The threat of capsize in unpredictable seas has been a risk to vessels, sailors, and cargo since the beginning of a seafaring culture. The event is a nonlinear, chaotic phenomenon that is highly sensitive to initial conditions and difficult to repeatedly predict. In extreme sea states most ships depend on an operating envelope, relying on the operator's detailed knowledge of headings and maneuvers to reduce the risk of capsize. While in some cases this mitigates this risk, the nonlinear nature of the event precludes any certainty of dynamic vessel stability.

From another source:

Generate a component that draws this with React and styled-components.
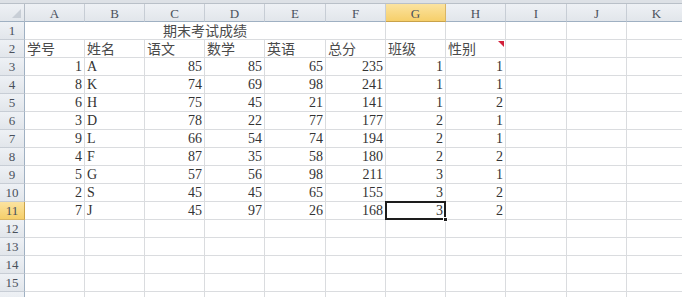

This research presents the use of Lyapunov exponents, a quantity that measures the rate of trajectory separation in phase space, to predict capsize events for both intact and damaged stability cases. The algorithm searches backwards in ship motion time histories to gather neighboring points for each instant in time, and then calculates the exponent to measure the stretching of nearby orbits. By measuring the periods between exponent maxima, the lead-time between period spike and extreme motion event can be calculated. The neighbor-searching algorithm is also used to predict these events, and in many cases proves to be the superior method for prediction.

In addition to the ship stability research, the Lyapunov exponents are used in conjunction with bifurcation analysis to determine regions of stable behavior in strange attractors when the system parameters are varied. The boundaries of stability are important for algorithm validation, where these transitions between stable and unstable behavior must be accounted for.